Imagine a situation where on the 11th of the 11th - Remembrance Day - shops started selling chocolate grasshoppers.

“Why are you selling chocolate grasshoppers?” “well grasshoppers sort of go with poppies don’t they - and as we look at the cute little grasshoppers we can think of the beautiful red poppies”

“Yes , but what has that got to do with Remembrance Day”

“Does it matter? The children like eating them…”

And people would start telling little stories about “Once upon a time there was a Remembrance Grass Hopper….”

Well at worst - a lot of people would be highly offended. After the sacrifice of so many soldiers in the first and second world wars, isn’t it trivialising and offensive to be telling stories about chocolate grasshoppers?

Some of us would be not so much offended as anxious. There’s an important message about armistice day coming out of the horrific historical events of the twentieth century. If the history got lost behind fairy tales and commercialism then that message could get lost.

So it is with bunnies.

According to yesterday’s Times, Easter is apparently the second biggest retail event of the year after Christmas. But amidst the chocolate, fairy tales and commercialism, you can forget the history. Easter is first and foremost an event in which God breaks into history.

The narrative is just full of things which just wouldn’t be there if they weren’t true. They are too embarrassing to be made up. Or too odd.

Why for example the mass? We read throughout the Gospels of Jesus predicting that he would die on a cross and three days later he would rise again. “Oh, people just wrote that back after the event” say the sceptics. But then why does Jesus take a Passover meal and say over the Matzoh “this is my body given for you” and over the cup of blessing “This is my blood of the new covenant poured out for you and for many for the forgiveness of sins”. It’s too odd a thing to do, and too integral to the practise of the early Christians to have been written back after the event.

Or Why Judas? Who would want to make up a story about one of Jesus’s closest friends betraying him if it never happened?

Or why - in today’s Gospel reading - was it Mary Magdalene and other women who were the first witnesses of the resurrection. The first century world was sexist. Women were not considered as reliable witnesses. So if you are going to make it up, surely you have Peter and John as the first witnesses of the resurrection, not Mary Magdalene.

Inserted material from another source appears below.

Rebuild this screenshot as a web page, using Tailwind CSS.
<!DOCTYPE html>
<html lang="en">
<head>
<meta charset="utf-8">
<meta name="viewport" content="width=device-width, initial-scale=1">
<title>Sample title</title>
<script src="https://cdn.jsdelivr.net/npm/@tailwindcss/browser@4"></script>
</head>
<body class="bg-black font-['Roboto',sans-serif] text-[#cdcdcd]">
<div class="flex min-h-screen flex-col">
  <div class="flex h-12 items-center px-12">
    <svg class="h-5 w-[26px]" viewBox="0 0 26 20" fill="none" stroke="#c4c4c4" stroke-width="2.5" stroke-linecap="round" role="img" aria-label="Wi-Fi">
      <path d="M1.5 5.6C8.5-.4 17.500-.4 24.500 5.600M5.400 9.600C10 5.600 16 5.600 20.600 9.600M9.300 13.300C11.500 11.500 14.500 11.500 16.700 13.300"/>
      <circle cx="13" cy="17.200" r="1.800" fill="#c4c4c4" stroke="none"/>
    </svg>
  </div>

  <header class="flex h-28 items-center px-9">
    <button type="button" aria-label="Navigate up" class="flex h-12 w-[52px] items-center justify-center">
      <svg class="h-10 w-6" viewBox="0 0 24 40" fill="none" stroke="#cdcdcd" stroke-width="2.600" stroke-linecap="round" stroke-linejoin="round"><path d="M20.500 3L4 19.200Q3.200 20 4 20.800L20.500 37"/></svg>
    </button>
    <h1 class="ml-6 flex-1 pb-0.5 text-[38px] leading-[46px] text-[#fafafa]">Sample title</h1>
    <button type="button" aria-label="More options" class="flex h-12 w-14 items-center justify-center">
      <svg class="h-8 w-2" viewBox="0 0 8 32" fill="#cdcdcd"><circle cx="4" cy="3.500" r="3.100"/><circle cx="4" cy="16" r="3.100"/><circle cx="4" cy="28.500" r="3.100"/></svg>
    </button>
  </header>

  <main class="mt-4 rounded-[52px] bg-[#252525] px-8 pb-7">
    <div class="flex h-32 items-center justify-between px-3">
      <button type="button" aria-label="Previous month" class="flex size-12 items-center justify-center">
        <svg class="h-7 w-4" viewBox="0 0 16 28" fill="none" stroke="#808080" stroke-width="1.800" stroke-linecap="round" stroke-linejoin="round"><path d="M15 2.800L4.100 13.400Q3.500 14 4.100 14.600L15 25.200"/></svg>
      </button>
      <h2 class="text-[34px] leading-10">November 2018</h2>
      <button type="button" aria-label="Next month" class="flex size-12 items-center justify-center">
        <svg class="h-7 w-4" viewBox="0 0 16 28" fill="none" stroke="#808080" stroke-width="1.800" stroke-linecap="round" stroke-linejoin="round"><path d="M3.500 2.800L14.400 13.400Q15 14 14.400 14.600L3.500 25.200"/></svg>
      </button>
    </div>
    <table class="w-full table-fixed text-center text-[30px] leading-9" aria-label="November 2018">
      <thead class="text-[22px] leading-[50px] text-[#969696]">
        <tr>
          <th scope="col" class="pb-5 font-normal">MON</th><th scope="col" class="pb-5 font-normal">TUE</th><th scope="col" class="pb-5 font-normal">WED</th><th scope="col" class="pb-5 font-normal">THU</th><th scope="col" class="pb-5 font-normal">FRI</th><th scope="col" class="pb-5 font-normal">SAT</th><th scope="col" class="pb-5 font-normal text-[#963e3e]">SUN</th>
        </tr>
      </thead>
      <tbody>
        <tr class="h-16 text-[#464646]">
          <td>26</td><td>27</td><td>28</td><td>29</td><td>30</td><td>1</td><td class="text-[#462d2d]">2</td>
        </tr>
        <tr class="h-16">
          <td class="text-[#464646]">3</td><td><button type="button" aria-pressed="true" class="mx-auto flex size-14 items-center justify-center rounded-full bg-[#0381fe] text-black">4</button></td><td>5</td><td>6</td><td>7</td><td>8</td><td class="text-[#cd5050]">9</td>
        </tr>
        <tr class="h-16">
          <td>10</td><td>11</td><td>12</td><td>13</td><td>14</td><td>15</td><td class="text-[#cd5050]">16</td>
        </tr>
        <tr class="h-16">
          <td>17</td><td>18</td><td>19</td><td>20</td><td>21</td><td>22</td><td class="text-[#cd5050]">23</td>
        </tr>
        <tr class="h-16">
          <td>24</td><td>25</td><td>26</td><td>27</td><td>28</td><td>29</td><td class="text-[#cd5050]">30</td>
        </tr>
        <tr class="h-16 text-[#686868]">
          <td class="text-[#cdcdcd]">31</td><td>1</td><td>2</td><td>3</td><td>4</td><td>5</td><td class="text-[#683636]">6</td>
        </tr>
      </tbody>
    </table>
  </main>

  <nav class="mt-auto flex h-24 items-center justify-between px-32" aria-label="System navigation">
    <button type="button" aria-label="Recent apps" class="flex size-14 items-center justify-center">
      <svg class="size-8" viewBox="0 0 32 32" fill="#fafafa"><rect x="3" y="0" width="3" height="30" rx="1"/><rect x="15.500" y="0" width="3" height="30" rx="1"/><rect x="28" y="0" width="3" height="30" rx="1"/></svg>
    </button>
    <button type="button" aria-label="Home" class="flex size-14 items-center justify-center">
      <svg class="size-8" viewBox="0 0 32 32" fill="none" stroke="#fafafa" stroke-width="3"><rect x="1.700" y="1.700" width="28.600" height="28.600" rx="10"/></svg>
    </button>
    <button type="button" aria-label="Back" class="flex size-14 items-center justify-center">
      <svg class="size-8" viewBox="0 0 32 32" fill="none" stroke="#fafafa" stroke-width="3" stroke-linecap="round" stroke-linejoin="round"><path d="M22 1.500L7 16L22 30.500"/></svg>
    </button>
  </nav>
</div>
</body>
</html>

Time and again the story is full of things that nobody would have made up, because actually it happened.

A unique event that has never happened at any other point in history happened. God raised Jesus from the dead.

God isn’t a God who hides himself up there (point to ceiling) so you no more know whether he is real than you do the Easter bunny. God is a God who is actively involved in our world.

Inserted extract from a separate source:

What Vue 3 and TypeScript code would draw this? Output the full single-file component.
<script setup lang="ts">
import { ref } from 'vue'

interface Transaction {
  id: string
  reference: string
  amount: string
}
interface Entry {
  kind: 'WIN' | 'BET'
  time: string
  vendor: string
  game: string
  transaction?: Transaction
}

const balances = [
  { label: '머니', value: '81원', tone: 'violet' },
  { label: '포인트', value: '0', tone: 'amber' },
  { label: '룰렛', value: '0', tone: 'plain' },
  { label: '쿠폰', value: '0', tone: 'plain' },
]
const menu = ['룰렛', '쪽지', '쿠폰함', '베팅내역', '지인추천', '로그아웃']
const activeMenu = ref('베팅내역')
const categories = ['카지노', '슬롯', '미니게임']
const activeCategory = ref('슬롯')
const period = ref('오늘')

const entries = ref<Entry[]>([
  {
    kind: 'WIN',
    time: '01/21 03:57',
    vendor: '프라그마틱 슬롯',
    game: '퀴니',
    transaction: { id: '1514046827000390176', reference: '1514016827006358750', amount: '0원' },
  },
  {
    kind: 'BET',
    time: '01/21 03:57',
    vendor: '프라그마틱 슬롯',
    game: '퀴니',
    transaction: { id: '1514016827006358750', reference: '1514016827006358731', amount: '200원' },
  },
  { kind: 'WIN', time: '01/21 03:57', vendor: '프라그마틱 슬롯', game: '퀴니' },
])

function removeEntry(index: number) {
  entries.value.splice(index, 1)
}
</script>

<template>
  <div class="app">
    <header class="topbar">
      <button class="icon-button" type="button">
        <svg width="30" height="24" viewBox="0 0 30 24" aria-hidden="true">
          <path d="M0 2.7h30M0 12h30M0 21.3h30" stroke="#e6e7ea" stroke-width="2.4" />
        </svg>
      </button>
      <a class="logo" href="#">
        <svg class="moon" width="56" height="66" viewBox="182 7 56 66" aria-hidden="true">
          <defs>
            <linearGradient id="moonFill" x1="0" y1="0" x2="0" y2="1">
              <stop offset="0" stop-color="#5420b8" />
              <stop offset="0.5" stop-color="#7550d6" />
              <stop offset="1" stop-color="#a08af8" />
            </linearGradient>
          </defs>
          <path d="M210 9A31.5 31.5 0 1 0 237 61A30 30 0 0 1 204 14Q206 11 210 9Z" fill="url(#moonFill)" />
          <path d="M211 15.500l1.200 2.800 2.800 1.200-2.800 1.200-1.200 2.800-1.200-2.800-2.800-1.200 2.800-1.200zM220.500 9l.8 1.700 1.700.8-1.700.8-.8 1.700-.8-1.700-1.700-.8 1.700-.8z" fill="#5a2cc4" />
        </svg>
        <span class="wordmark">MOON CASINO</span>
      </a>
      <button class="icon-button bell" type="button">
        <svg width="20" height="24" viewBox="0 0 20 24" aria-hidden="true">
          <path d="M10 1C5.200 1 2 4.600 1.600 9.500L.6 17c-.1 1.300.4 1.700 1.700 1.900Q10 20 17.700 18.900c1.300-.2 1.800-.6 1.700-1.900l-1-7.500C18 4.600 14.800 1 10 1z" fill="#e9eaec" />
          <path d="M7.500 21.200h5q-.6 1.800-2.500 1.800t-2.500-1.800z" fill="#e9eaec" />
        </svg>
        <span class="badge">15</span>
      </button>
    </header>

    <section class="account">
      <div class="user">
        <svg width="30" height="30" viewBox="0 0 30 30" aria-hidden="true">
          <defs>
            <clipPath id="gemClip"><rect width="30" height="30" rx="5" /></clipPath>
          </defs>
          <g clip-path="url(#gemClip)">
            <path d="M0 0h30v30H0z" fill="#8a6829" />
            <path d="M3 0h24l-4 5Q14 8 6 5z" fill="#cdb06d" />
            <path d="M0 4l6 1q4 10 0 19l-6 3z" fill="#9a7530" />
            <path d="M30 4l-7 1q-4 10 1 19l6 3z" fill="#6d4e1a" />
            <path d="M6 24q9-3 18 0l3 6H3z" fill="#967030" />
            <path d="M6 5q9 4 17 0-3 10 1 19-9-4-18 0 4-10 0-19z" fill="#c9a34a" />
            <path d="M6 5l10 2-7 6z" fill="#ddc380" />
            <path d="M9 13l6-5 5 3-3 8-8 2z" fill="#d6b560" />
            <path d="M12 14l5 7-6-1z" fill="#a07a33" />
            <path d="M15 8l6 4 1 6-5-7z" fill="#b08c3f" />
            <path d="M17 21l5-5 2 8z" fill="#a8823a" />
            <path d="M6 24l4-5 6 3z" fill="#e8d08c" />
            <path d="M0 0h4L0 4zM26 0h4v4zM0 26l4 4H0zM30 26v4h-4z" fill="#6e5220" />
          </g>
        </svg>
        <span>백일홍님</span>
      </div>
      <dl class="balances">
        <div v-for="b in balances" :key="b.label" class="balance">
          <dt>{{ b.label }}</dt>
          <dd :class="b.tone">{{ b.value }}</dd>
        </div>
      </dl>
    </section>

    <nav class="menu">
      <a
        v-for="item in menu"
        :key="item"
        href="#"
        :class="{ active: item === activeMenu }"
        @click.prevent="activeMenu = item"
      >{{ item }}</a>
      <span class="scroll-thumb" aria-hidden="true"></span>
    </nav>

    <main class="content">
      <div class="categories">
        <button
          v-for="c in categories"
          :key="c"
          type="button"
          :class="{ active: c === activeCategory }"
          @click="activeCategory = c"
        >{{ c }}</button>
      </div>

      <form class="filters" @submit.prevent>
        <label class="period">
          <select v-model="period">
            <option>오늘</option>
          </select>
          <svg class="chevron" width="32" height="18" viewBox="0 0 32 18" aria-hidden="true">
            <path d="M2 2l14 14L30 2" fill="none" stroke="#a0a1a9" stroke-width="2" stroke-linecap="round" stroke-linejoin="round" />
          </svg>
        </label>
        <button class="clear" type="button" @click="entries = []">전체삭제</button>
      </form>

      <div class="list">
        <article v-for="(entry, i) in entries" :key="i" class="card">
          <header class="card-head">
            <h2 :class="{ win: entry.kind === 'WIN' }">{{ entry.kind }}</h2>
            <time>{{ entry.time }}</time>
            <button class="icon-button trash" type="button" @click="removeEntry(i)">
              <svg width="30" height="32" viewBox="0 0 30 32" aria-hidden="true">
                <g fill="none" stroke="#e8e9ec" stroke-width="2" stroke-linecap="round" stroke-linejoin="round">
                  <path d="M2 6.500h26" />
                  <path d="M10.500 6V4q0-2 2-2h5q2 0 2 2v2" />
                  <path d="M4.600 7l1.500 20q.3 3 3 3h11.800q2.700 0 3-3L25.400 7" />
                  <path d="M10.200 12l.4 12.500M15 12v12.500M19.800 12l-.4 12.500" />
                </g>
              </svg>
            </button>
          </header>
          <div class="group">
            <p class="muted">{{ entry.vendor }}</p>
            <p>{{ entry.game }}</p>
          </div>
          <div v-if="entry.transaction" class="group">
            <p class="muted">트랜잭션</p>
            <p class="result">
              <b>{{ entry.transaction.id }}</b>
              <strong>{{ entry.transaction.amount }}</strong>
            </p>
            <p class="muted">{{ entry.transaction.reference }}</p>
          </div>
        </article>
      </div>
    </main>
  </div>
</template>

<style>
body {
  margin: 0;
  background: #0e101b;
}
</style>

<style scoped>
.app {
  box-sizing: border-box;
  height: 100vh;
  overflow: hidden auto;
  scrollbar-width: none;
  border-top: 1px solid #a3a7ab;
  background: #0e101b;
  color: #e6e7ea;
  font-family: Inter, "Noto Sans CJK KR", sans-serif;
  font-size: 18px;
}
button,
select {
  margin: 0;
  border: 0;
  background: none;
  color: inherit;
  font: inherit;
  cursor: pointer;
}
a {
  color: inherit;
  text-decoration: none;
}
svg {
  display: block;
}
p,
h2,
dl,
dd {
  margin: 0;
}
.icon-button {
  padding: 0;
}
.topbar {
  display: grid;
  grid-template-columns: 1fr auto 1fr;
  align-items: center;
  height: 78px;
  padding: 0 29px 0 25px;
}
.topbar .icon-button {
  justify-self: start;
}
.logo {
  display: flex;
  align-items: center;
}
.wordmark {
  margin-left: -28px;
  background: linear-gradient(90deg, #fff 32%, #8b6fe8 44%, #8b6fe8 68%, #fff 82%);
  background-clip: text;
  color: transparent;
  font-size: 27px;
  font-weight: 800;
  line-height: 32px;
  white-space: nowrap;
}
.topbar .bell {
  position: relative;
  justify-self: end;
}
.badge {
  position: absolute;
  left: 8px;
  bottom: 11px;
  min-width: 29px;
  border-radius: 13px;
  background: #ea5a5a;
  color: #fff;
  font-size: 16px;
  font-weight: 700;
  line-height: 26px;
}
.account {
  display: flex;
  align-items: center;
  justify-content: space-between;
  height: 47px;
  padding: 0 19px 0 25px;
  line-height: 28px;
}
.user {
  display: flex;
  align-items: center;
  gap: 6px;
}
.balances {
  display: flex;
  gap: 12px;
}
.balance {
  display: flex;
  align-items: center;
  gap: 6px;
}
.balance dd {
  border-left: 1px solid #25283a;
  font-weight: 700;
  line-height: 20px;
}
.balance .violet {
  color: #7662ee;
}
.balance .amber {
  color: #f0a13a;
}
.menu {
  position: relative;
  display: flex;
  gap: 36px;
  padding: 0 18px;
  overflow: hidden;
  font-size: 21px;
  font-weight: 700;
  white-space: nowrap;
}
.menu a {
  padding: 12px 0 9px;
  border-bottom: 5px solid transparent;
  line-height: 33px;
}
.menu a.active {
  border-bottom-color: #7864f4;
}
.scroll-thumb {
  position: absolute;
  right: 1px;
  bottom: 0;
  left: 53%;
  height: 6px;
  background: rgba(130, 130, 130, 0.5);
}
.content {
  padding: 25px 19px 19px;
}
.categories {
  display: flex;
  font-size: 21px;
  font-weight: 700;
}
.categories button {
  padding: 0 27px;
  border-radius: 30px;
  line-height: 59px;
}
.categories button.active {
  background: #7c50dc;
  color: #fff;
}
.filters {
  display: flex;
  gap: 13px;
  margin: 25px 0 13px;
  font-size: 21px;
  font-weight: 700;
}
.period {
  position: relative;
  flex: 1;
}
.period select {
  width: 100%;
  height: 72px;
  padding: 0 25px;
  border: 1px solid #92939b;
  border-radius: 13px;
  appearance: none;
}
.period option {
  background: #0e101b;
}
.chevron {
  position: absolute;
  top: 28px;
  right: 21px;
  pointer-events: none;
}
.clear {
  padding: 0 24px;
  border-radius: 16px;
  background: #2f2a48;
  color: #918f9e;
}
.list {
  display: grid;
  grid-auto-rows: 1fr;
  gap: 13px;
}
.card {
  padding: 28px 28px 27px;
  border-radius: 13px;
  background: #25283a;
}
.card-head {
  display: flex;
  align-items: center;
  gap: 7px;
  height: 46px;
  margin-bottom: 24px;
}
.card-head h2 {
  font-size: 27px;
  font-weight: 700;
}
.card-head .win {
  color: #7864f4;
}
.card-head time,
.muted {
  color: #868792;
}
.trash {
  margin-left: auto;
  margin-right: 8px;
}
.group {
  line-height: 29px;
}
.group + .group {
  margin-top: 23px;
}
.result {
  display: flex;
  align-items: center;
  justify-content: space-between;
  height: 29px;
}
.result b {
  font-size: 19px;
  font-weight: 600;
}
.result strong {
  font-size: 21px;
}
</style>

Last Sunday I shared with you the story of {name removed} . This young mum in her 30s has had a hard life. Her other died when her kids were tiny. Her youngest never even knew him. Then a few months ago she was diagnosed with stomach cancer. The doctors were going to operate. They told her to prepare for the worst because they didn’t have the technology to remove fully the two tumours. But Christians were praying. And she woke up from the operation to find the surgeons astounded. Somehow, they don’t know how, they had managed to totally remove both tumours and she was in the clear. That is a God who is actively involved in our world.